Se conformant à ces choix, la configuration budgétaire a prévu
l’intensification du programme d’investissement de l’État et de ses
démembrements dans les mois à venir. Une perspective qui devrait générer des
besoins résiduels de financement dépassant 58 MMDH avec un déficit budgétaire
pouvant atteindre 6% du PIB. Face à cette équation complexe, le CMC ne cache
pas sa préoccupation en ces termes : «Cette éventualité pose sérieusement la
question de la soutenabilité financière du programme de relance». La notion de
soutenabilité, employée en finances publiques, renvoie à la capacité d’un État
de rester solvable, c’est-à -dire de conserver des marges de manœuvre
budgétaires suffisantes pour honorer ses engagements.
Poursuivre la mue du secteur
agricole et s’aligner sur les nouveaux besoins émergents
La récente crise sanitaire a mis
au-devant de la scène l’émergence de nouveaux besoins des populations, suscité
de nouvelles attentes, et accéléré la nécessité de transiter vers une
agriculture dont la mission est de répondre aux enjeux d’une alimentation
saine, suffisante, respectueuse à la fois de la santé des consommateurs, de
l’environnement et créatrice d’emplois. Face à cette nouvelle donne, le secteur
agricole marocain se doit d’être au rendez-vous, vu l’importance des enjeux.
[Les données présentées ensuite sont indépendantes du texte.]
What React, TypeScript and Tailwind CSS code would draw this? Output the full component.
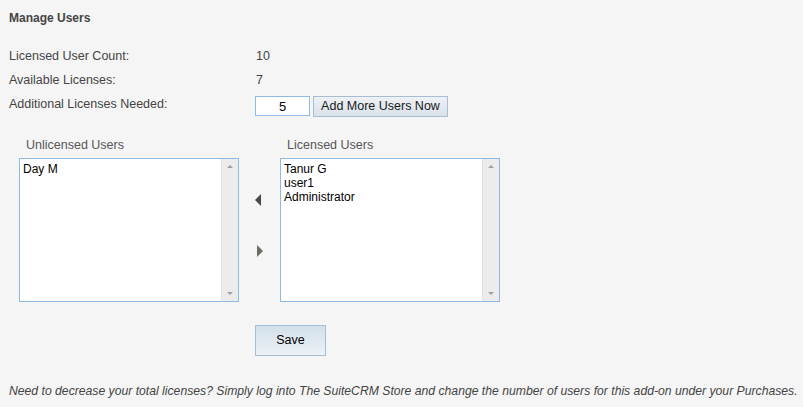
import React from 'react';

const unlicensed = ['Day M'];
const licensed = ['Tanur G', 'user1', 'Administrator'];

const ListBox: React.FC<{ items: string[] }> = ({ items }) => (
    <div className='flex w-[220px] h-[144px] border border-[#8ebbe6] bg-white'>
        <div className='flex-1 flex flex-col pl-[3px] pt-[3px] text-[12px] leading-[14px] text-black font-["Liberation_Sans",sans-serif]'>
            {items.map((u) => (
                <div key={u}>{u}</div>
            ))}
        </div>
        <div className='w-[17px] bg-[#ececec] border-l border-[#e3e3e3] flex flex-col justify-between items-center py-[6px]'>
            <div className='w-0 h-0 border-l-[3px] border-r-[3px] border-b-[3px] border-l-transparent border-r-transparent border-b-[#a0a0a0]' />
            <div className='w-0 h-0 border-l-[3px] border-r-[3px] border-t-[3px] border-l-transparent border-r-transparent border-t-[#a0a0a0]' />
        </div>
    </div>
);

export default function App() {
    return (
        <div className='w-[803px] h-[407px] bg-[#f5f5f5] text-[#444] font-["Liberation_Sans",Arial,sans-serif] text-[12px] flex flex-col pl-[9px] pt-[11px]'>
            <h3 className='font-bold text-[12px] leading-[14px]'>Manage Users</h3>

            <div className='flex flex-col mt-[24px] gap-[10px]'>
                <div className='flex items-center h-[14px]'>
                    <span className='w-[247px] text-[12.5px]'>Licensed User Count:</span>
                    <span className='text-[12.5px]'>10</span>
                </div>
                <div className='flex items-center h-[14px]'>
                    <span className='w-[247px] text-[12.5px]'>Available Licenses:</span>
                    <span className='text-[12.5px]'>7</span>
                </div>
                <div className='flex items-center h-[14px]'>
                    <span className='w-[246px] text-[12.5px]'>Additional Licenses Needed:</span>
                    <input
                        readOnly
                        value='5'
                        className='mt-[4px] w-[55px] h-[20px] border border-[#8ebbe6] bg-white text-center text-[13px] text-black outline-none font-["Liberation_Sans",sans-serif]'
                    />
                    <button className='mt-[4px] ml-[3px] w-[135px] h-[21px] border border-[#a9bdd2] bg-gradient-to-b from-[#eef2f6] to-[#d9e1ea] text-[12.5px] text-[#1a1a1a] font-["Liberation_Sans",sans-serif]'>
                        Add More Users Now
                    </button>
                </div>
            </div>

            <div className='flex mt-[27px] ml-[10px]'>
                <div className='flex flex-col'>
                    <span className='ml-[7px] text-[12.5px] leading-[14px] text-[#555]'>Unlicensed Users</span>
                    <div className='mt-[6px]'>
                        <ListBox items={unlicensed} />
                    </div>
                </div>
                <div className='w-[41px] flex flex-col items-center pt-[56px] gap-[39px]'>
                    <div className='w-0 h-0 border-t-[6px] border-b-[6px] border-r-[6px] border-t-transparent border-b-transparent border-r-[#4a4a4a] -ml-[4px]' />
                    <div className='w-0 h-0 border-t-[6px] border-b-[6px] border-l-[6px] border-t-transparent border-b-transparent border-l-[#6b6d5e]' />
                </div>
                <div className='flex flex-col'>
                    <span className='ml-[7px] text-[12.5px] leading-[14px] text-[#555]'>Licensed Users</span>
                    <div className='mt-[6px]'>
                        <ListBox items={licensed} />
                    </div>
                </div>
            </div>

            <div className='ml-[246px] mt-[23px]'>
                <button className='w-[71px] h-[31px] border border-[#a4c0d8] bg-gradient-to-b from-[#d3e0ea] to-[#ecf1f5] text-[12.5px] text-black font-["Liberation_Sans",sans-serif]'>
                    Save
                </button>
            </div>

            <p className='mt-[28px] italic text-[12.2px] leading-[14px] whitespace-nowrap'>
                Need to decrease your total licenses? Simply log into The SuiteCRM Store and change the number of users for this add-on under your Purchases.
            </p>
        </div>
    );
}
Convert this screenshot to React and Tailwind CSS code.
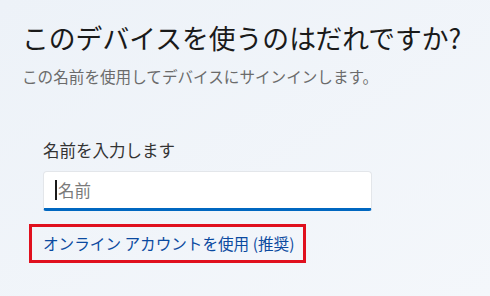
export default function App() {
  return (
    <div
      className="w-[490px] h-[296px] overflow-hidden bg-gradient-to-br from-[#edf2f8] to-[#f4f7fb] pl-[22px] pt-[18px]"
      style={{ fontFamily: '"Noto Sans CJK JP", "Noto Sans", sans-serif' }}
    >
      <h1 className="text-[26.8px] leading-[40px] text-[#1a1a1a] font-normal whitespace-nowrap">
        このデバイスを使うのはだれですか?
      </h1>
      <p className="mt-[8px] text-[15.6px] leading-[20px] text-[#6b6b6b] whitespace-nowrap">
        この名前を使用してデバイスにサインインします。
      </p>
      <div className="mt-[53px] pl-[21px]">
        <div className="text-[16.5px] leading-[22px] text-[#333333]">名前を入力します</div>
        <div className="mt-[10px] w-[329px] h-[40px] bg-white rounded-t-[4px] rounded-b-[3px] border border-[#e3e6ea] border-b-[3px] border-b-[#0067c0] flex items-center pl-[11px]">
          <span className="w-[2px] h-[20px] bg-[#1a1a1a]"></span>
          <span className="ml-[1px] text-[16.5px] text-[#7a7a7a]">名前</span>
        </div>
      </div>
      <div className="mt-[13px] ml-[7px] w-[277px] h-[39px] border-[3px] border-[#e0101e] flex items-center pl-[11px]">
        <span className="text-[15.6px] text-[#0b4aa0] whitespace-nowrap">オンライン アカウントを使用 (推奨)</span>
      </div>
    </div>
  );
}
Mais ce secteur est aussi exposé à plusieurs risques liés aux changements
climatiques, aux fluctuations des marchés et aux effets des crises. De nombreux
efforts ont été déployés pour le rendre plus moderne, plus compétitif et plus résilient
aux différents chocs pouvant l’affecter, notamment ceux produits par le
changement de l’environnement, le stress hydrique et la dégradation de la
qualité des sols, etc. Soulignons que les secteurs agricole et agroalimentaire
jouent un rôle économique et social important au Maroc. L’agriculture, en
particulier, est l’un des principaux moteurs de la croissance économique, dans
la mesure où elle contribue à la réalisation de la sécurité alimentaire de la
population marocaine, à la création d’emplois, à la réduction de la pauvreté
dans le pays, à la génération des recettes d’exportation et à la valorisation
des ressources naturelles.
Connaître profondément les mutations
sectorielles et les disponibilités en main-d’œuvre pour un emploi de qualité
«Une bonne connaissance des taux de
pauvreté des travailleurs est un moyen approprié pour aider à l’identification
des populations cibles pour adopter des mécanismes favorisant la promotion du
travail décent et élaborer des stratégies de lutte contre la pauvreté»,
souligne le CMC, qui précise que tout cela revient à dire que la disponibilité
d’informations intégrales, sur le marché du travail, est une nécessité
incontournable, particulièrement en phase de sortie de crise. Et d’ajouter :
«Assurer la relance économique revient à dire que ces outils d’analyse doivent
être mis, rapidement et de manière continue, à la disposition des décideurs
politiques, des promoteurs et des employés».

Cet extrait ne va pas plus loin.